◆ WORK TO COMPLETE
Return each line of the data below exactly, omitting any pictures.

◆ PROVIDED DATA

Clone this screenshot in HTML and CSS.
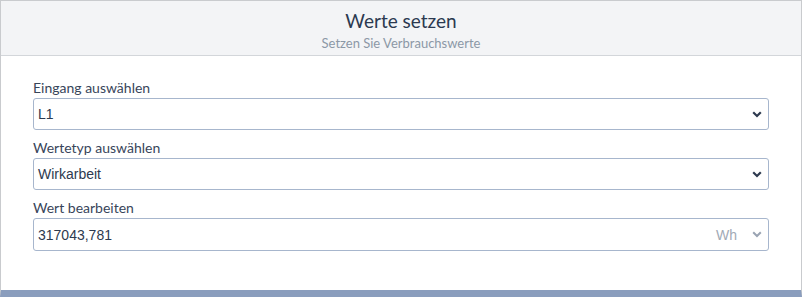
FILE: index.html
```html
<!DOCTYPE html>
<html lang="de">
<head>
<meta charset="utf-8">
<link rel="stylesheet" href="styles.css">
</head>
<body>
<div class="card">
  <div class="head">
    <div class="title">Werte setzen</div>
    <div class="sub">Setzen Sie Verbrauchswerte</div>
  </div>
  <div class="body">
    <div class="group">
      <div class="label">Eingang auswählen</div>
      <div class="field">
        <span class="val">L1</span>
        <svg class="chev" width="10" height="7" viewBox="0 0 10 7"><path d="M1.2 1.2 L5 5 L8.8 1.2" fill="none" stroke="#2d3a4f" stroke-width="2.2"/></svg>
      </div>
    </div>
    <div class="group">
      <div class="label">Wertetyp auswählen</div>
      <div class="field">
        <span class="val">Wirkarbeit</span>
        <svg class="chev" width="10" height="7" viewBox="0 0 10 7"><path d="M1.2 1.2 L5 5 L8.8 1.2" fill="none" stroke="#2d3a4f" stroke-width="2.2"/></svg>
      </div>
    </div>
    <div class="group">
      <div class="label">Wert bearbeiten</div>
      <div class="field tall">
        <span class="val">317043,781</span>
        <span class="unit">Wh</span>
        <svg class="chev" width="10" height="7" viewBox="0 0 10 7"><path d="M1.2 1.2 L5 5 L8.8 1.2" fill="none" stroke="#9aa4b3" stroke-width="2"/></svg>
      </div>
    </div>
  </div>
</div>
</body>
</html>
```

FILE: styles.css
```css
html, body {
  margin: 0;
  padding: 0;
  background: #fff;
}
body {
  width: 802px;
  height: 297px;
  overflow: hidden;
}
.card {
  box-sizing: border-box;
  width: 802px;
  height: 297px;
  border: 1px solid #c9cbce;
  border-bottom: 7px solid #8a9dbd;
  display: flex;
  flex-direction: column;
  font-family: "Source Sans Pro", Lato, "Noto Sans", sans-serif;
}
.head {
  background: #f3f4f6;
  border-bottom: 1px solid #d3d6da;
  height: 55px;
  display: flex;
  flex-direction: column;
  align-items: center;
  padding-top: 8px;
  box-sizing: border-box;
}
.title {
  font-size: 19px;
  line-height: 24px;
  color: #2b3950;
}
.sub {
  font-size: 13px;
  line-height: 16px;
  color: #8c98a6;
  margin-top: 2px;
}
.body {
  padding: 22px 32px 0 32px;
  display: flex;
  flex-direction: column;
  gap: 8px;
}
.label {
  font-size: 14px;
  line-height: 20px;
  color: #38455a;
}
.field {
  box-sizing: border-box;
  height: 32px;
  border: 1px solid #a7b6cd;
  border-radius: 3px;
  display: flex;
  align-items: center;
  padding: 0 4px 0 4px;
  font-family: "Liberation Sans", Arial, sans-serif;
  font-size: 14px;
  color: #2d3a4f;
}
.field.tall {
  height: 33px;
}
.val {
  flex: 1;
}
.unit {
  color: #a2aab6;
  margin-right: 15px;
}
.chev {
  margin-right: 2px;
}
```
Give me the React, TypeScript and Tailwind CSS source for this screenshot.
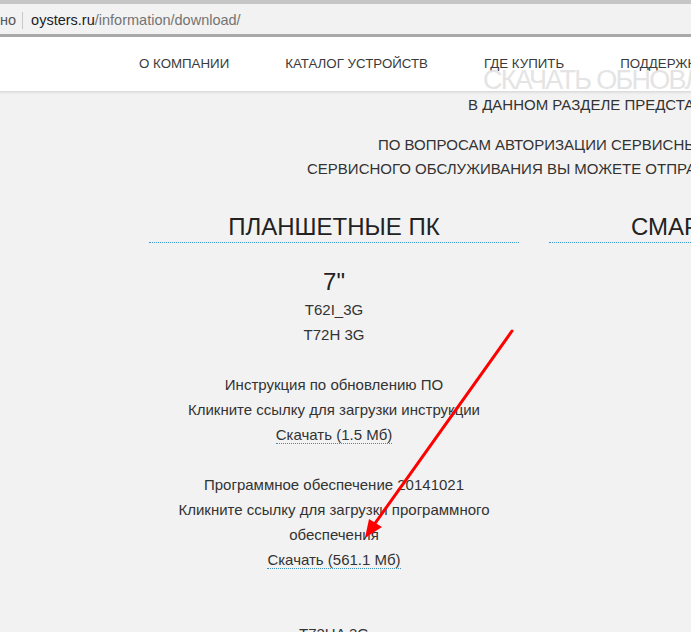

◆ RESPONSE
Clone this screenshot in HTML and CSS.
FILE: index.html
```html
<!DOCTYPE html>
<html lang="de">
<head>
<meta charset="utf-8">
<link rel="stylesheet" href="styles.css">
</head>
<body>
<div class="card">
  <div class="head">
    <div class="title">Werte setzen</div>
    <div class="sub">Setzen Sie Verbrauchswerte</div>
  </div>
  <div class="body">
    <div class="group">
      <div class="label">Eingang auswählen</div>
      <div class="field">
        <span class="val">L1</span>
        <svg class="chev" width="10" height="7" viewBox="0 0 10 7"><path d="M1.2 1.2 L5 5 L8.8 1.2" fill="none" stroke="#2d3a4f" stroke-width="2.2"/></svg>
      </div>
    </div>
    <div class="group">
      <div class="label">Wertetyp auswählen</div>
      <div class="field">
        <span class="val">Wirkarbeit</span>
        <svg class="chev" width="10" height="7" viewBox="0 0 10 7"><path d="M1.2 1.2 L5 5 L8.8 1.2" fill="none" stroke="#2d3a4f" stroke-width="2.2"/></svg>
      </div>
    </div>
    <div class="group">
      <div class="label">Wert bearbeiten</div>
      <div class="field tall">
        <span class="val">317043,781</span>
        <span class="unit">Wh</span>
        <svg class="chev" width="10" height="7" viewBox="0 0 10 7"><path d="M1.2 1.2 L5 5 L8.8 1.2" fill="none" stroke="#9aa4b3" stroke-width="2"/></svg>
      </div>
    </div>
  </div>
</div>
</body>
</html>
```

FILE: styles.css
```css
html, body {
  margin: 0;
  padding: 0;
  background: #fff;
}
body {
  width: 802px;
  height: 297px;
  overflow: hidden;
}
.card {
  box-sizing: border-box;
  width: 802px;
  height: 297px;
  border: 1px solid #c9cbce;
  border-bottom: 7px solid #8a9dbd;
  display: flex;
  flex-direction: column;
  font-family: "Source Sans Pro", Lato, "Noto Sans", sans-serif;
}
.head {
  background: #f3f4f6;
  border-bottom: 1px solid #d3d6da;
  height: 55px;
  display: flex;
  flex-direction: column;
  align-items: center;
  padding-top: 8px;
  box-sizing: border-box;
}
.title {
  font-size: 19px;
  line-height: 24px;
  color: #2b3950;
}
.sub {
  font-size: 13px;
  line-height: 16px;
  color: #8c98a6;
  margin-top: 2px;
}
.body {
  padding: 22px 32px 0 32px;
  display: flex;
  flex-direction: column;
  gap: 8px;
}
.label {
  font-size: 14px;
  line-height: 20px;
  color: #38455a;
}
.field {
  box-sizing: border-box;
  height: 32px;
  border: 1px solid #a7b6cd;
  border-radius: 3px;
  display: flex;
  align-items: center;
  padding: 0 4px 0 4px;
  font-family: "Liberation Sans", Arial, sans-serif;
  font-size: 14px;
  color: #2d3a4f;
}
.field.tall {
  height: 33px;
}
.val {
  flex: 1;
}
.unit {
  color: #a2aab6;
  margin-right: 15px;
}
.chev {
  margin-right: 2px;
}
```
Give me the React, TypeScript and Tailwind CSS source for this screenshot.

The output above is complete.